SH54A-07:
Parallel and Perpendicular Heating of Solar Wind Protons by Kinetic Waves as Inferred from WIND Observations
Friday, 19 December 2014: 5:30 PM
Jiansen He1, Linghua Wang1, Chuan-Yi Tu1 and Eckart Marsch2, (1)Peking University, Beijing, China, (2)University of Kiel, Kiel, Germany
Abstract:
The solar wind may be heated non-adiabatically by Joule dissipation of coherent current structures or by wave-particle interaction with kinetic waves. In high-speed solar wind, where current structures of tangential-discontinuity type are rare and Alfven-like waves are abundant, wave-particle interaction may be a promising candidate for the heating mechanism. Here we address how the solar wind protons are heated parallel and perpendicularly based on the observations of proton velocity distributions and kinetic wave fluctuations from the WIND spacecraft. It is shown that solar wind protons consist of anisotropic core and beam populations with a relative field-aligned drift speed of ~VA between them. Both quasi-parallel left-handed Alfven-cyclotron waves (LH-ACWs) and quasi-perpendicular right-handed Alfven-cyclotron waves / kinetic Alfven waves (RH-ACWs/KAWs) are also identified. It seems that the proton velocity distribution contours may be shaped by left-cyclotron resonance with quasi-parallel LH-ACWs for its anisotropic core components, Landau resonance with quasi-perpendicular KAWs for its beam drift, and right-cyclotron resonance with quasi-perpendicular RH-ACWs for its anisotropic beam component.

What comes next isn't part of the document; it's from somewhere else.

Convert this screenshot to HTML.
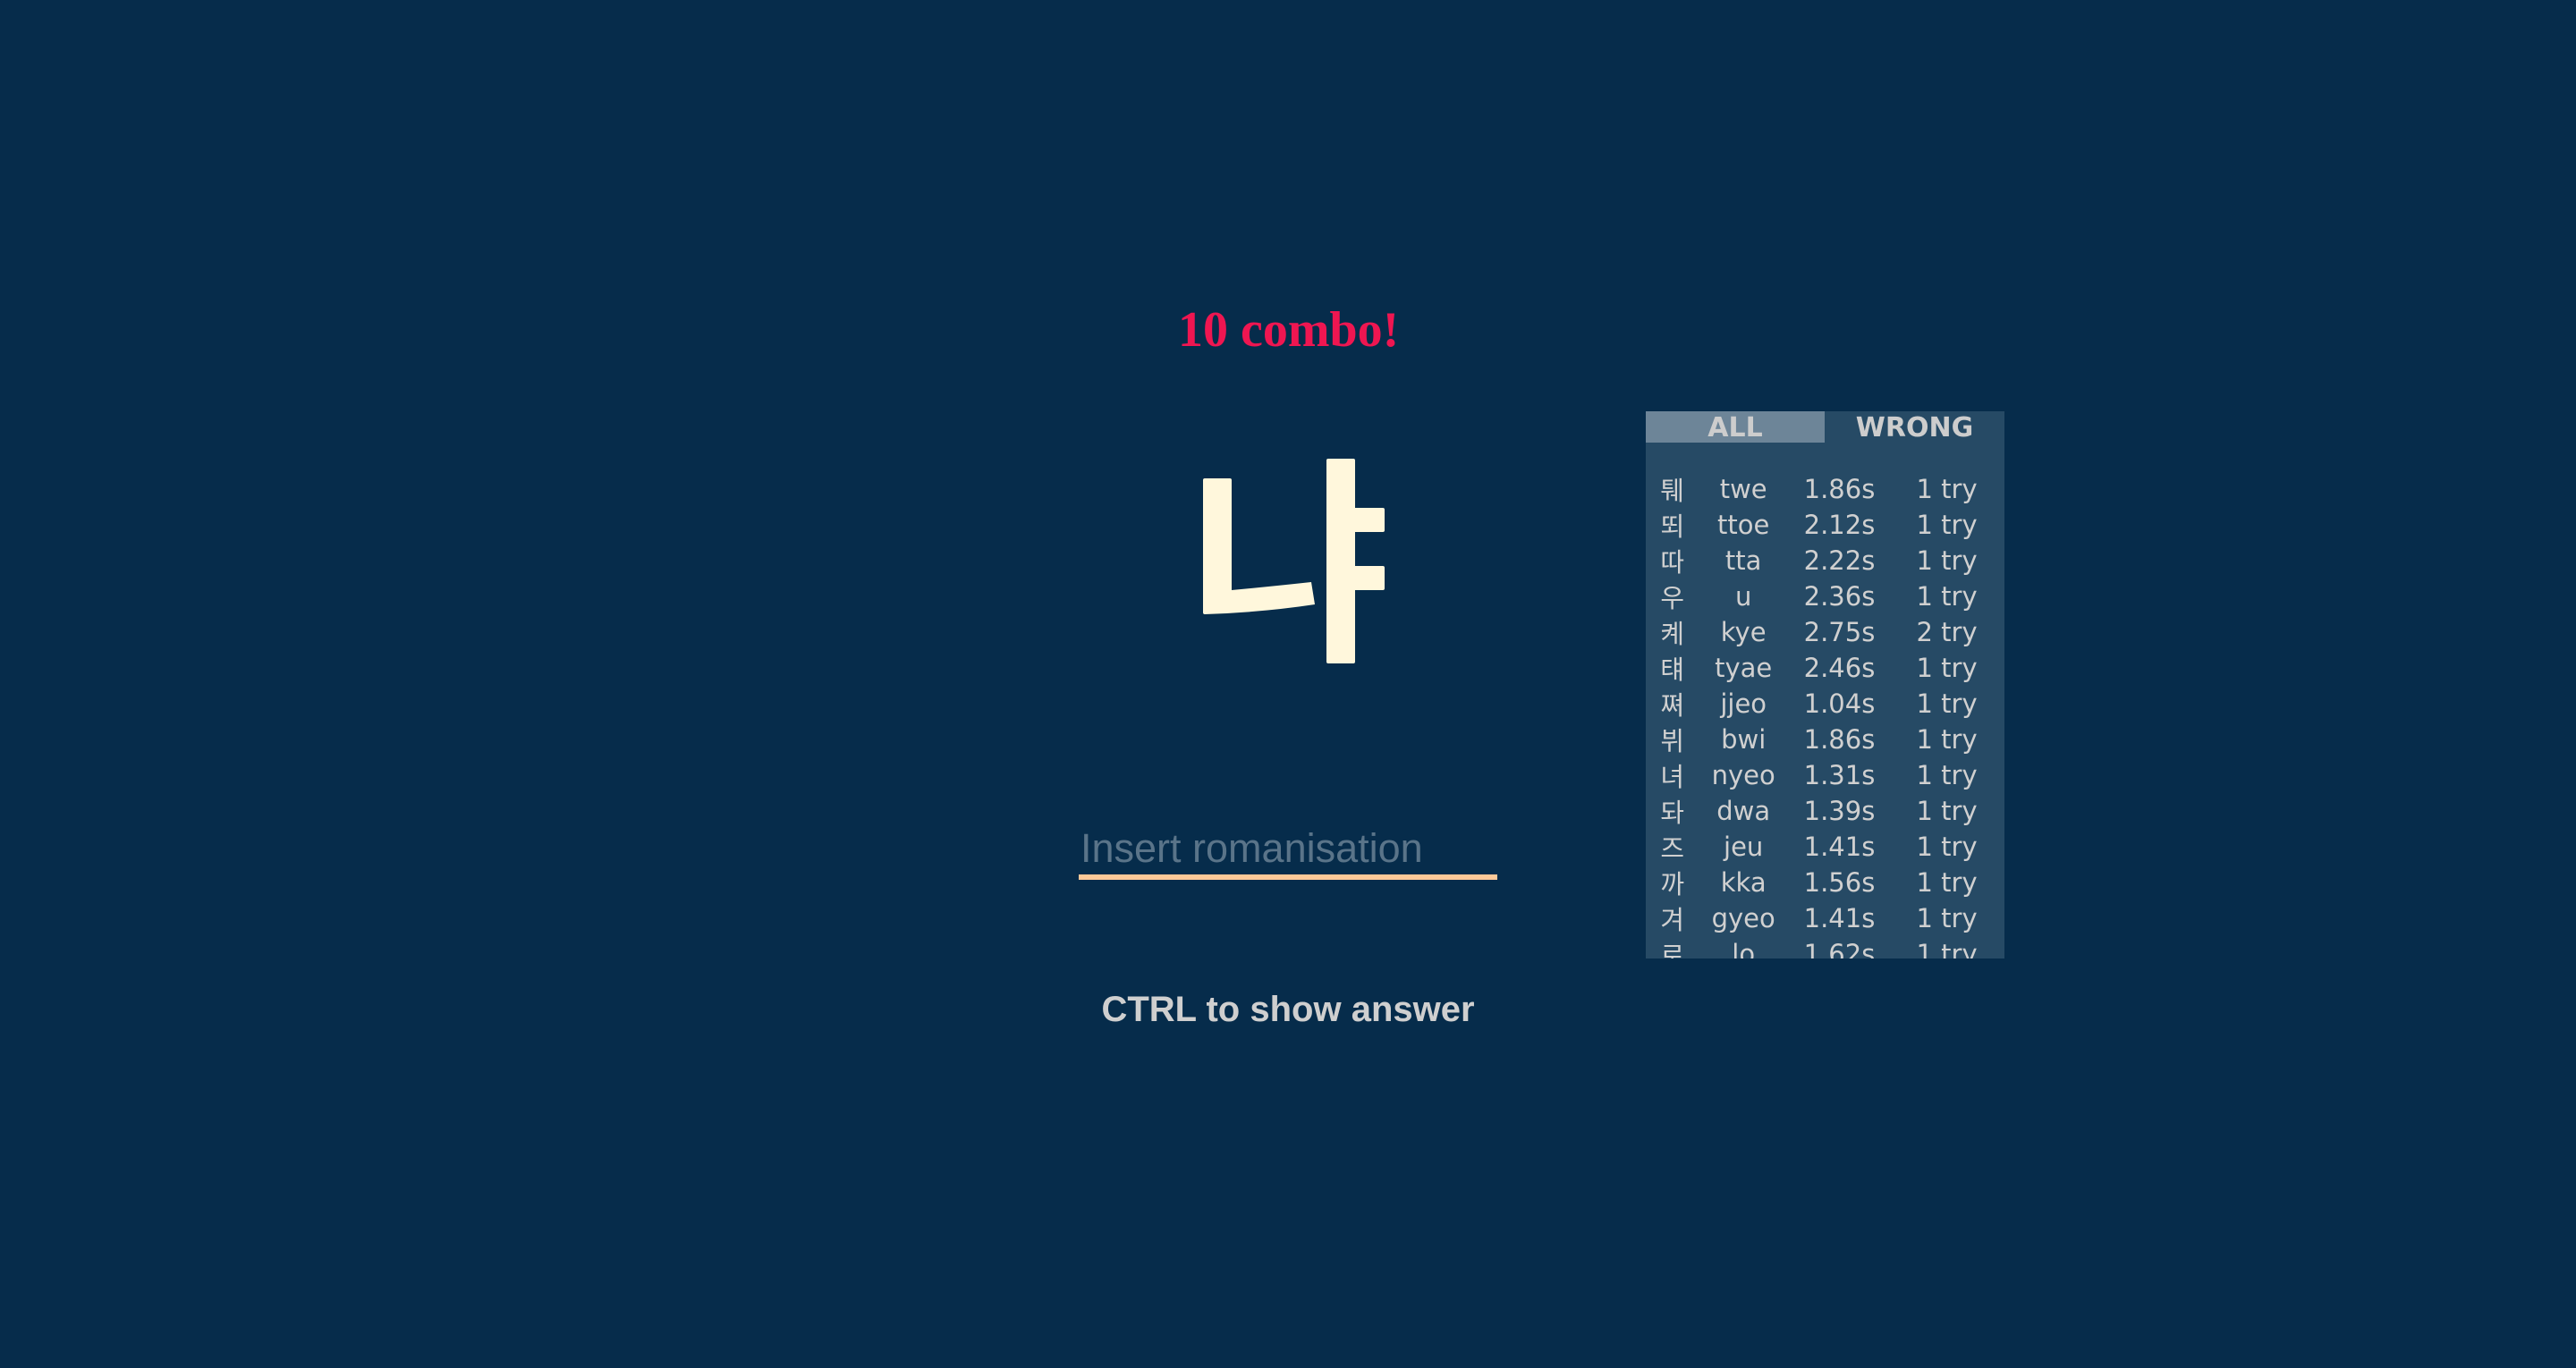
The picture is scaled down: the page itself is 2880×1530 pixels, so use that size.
<!DOCTYPE html>
<html><head><meta charset="utf-8"><style>
html,body{margin:0;padding:0;}
body{width:2880px;height:1530px;background:#062c4b;position:relative;overflow:hidden;}
.a{position:absolute;white-space:nowrap;}
#combo{left:1317px;top:329px;width:246px;text-align:center;font:bold 56px "Liberation Serif",serif;color:#ef1651;line-height:80px;}
#ph{left:1208px;top:921px;font:45px "Liberation Sans",sans-serif;color:#5a7489;line-height:56px;}
#ul{left:1206px;top:978px;width:468px;height:6px;background:#fdc999;}
#ctrl{left:1200px;top:1101px;width:480px;text-align:center;font:bold 40px "Liberation Sans",sans-serif;color:#cfcfcf;line-height:56px;}
#panel{left:1840px;top:460px;width:401px;height:612px;background:#264a65;overflow:hidden;}
.tab{position:absolute;top:0;height:35px;font:bold 30px "DejaVu Sans",sans-serif;color:#cdcdcd;text-align:center;line-height:37px;}
table{position:absolute;left:2px;top:67px;border-collapse:collapse;font:29px "DejaVu Sans","Noto Sans CJK KR",sans-serif;color:#d0d0d0;}
td{padding:0;height:40px;line-height:40px;text-align:center;}
td.k{width:58px;font-family:"Noto Sans CJK KR",sans-serif;font-size:29px;}
td.r{width:106px;} td.t{width:114px;} td.y{width:134px;}
</style></head><body>
<div class="a" id="combo">10 combo!</div>
<svg class="a" style="left:0;top:0" width="2880" height="1530">
<g fill="#fff7dc">
<path d="M1347 535 H1375 Q1377 535 1377 537 V660 Q1420 656 1466 651 L1470 676 Q1410 685 1347 687 Q1345 687 1345 685 V537 Q1345 535 1347 535Z"/>
<rect x="1483" y="513" width="32" height="229" rx="2"/>
<rect x="1513" y="568" width="35" height="27" rx="2"/>
<rect x="1513" y="633" width="35" height="27" rx="2"/>
</g>
</svg>
<div class="a" id="ph">Insert romanisation</div>
<div class="a" id="ul"></div>
<div class="a" id="ctrl">CTRL to show answer</div>
<div class="a" id="panel">
<div class="tab" style="left:0;width:200px;background:#6d8598;">ALL</div>
<div class="tab" style="left:200px;width:201px;">WRONG</div>
<table>
<tr><td class="k">퉤</td><td class="r">twe</td><td class="t">1.86s</td><td class="y">1 try</td></tr>
<tr><td class="k">뙤</td><td class="r">ttoe</td><td class="t">2.12s</td><td class="y">1 try</td></tr>
<tr><td class="k">따</td><td class="r">tta</td><td class="t">2.22s</td><td class="y">1 try</td></tr>
<tr><td class="k">우</td><td class="r">u</td><td class="t">2.36s</td><td class="y">1 try</td></tr>
<tr><td class="k">켸</td><td class="r">kye</td><td class="t">2.75s</td><td class="y">2 try</td></tr>
<tr><td class="k">턔</td><td class="r">tyae</td><td class="t">2.46s</td><td class="y">1 try</td></tr>
<tr><td class="k">쪄</td><td class="r">jjeo</td><td class="t">1.04s</td><td class="y">1 try</td></tr>
<tr><td class="k">뷔</td><td class="r">bwi</td><td class="t">1.86s</td><td class="y">1 try</td></tr>
<tr><td class="k">녀</td><td class="r">nyeo</td><td class="t">1.31s</td><td class="y">1 try</td></tr>
<tr><td class="k">돠</td><td class="r">dwa</td><td class="t">1.39s</td><td class="y">1 try</td></tr>
<tr><td class="k">즈</td><td class="r">jeu</td><td class="t">1.41s</td><td class="y">1 try</td></tr>
<tr><td class="k">까</td><td class="r">kka</td><td class="t">1.56s</td><td class="y">1 try</td></tr>
<tr><td class="k">겨</td><td class="r">gyeo</td><td class="t">1.41s</td><td class="y">1 try</td></tr>
<tr><td class="k">로</td><td class="r">lo</td><td class="t">1.62s</td><td class="y">1 try</td></tr>
</table>
</div>
</body></html>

Plasma instability is also investigated from the data, which shows that the core component anisotropy is usually unstable and may be responsible for the observed LH-ACWs with enhanced fluctuations; whereas the beam drift is stable and no RH-fast/whistler waves are observed. Moreover, the solar wind protons are observed, with the unprecedented cadence of 3s, to be highly dynamic in their velocity distributions with an apparent alternation between the stretching and contracting of the drifted beam, which may be connected with amplitude intermittency of associated waves.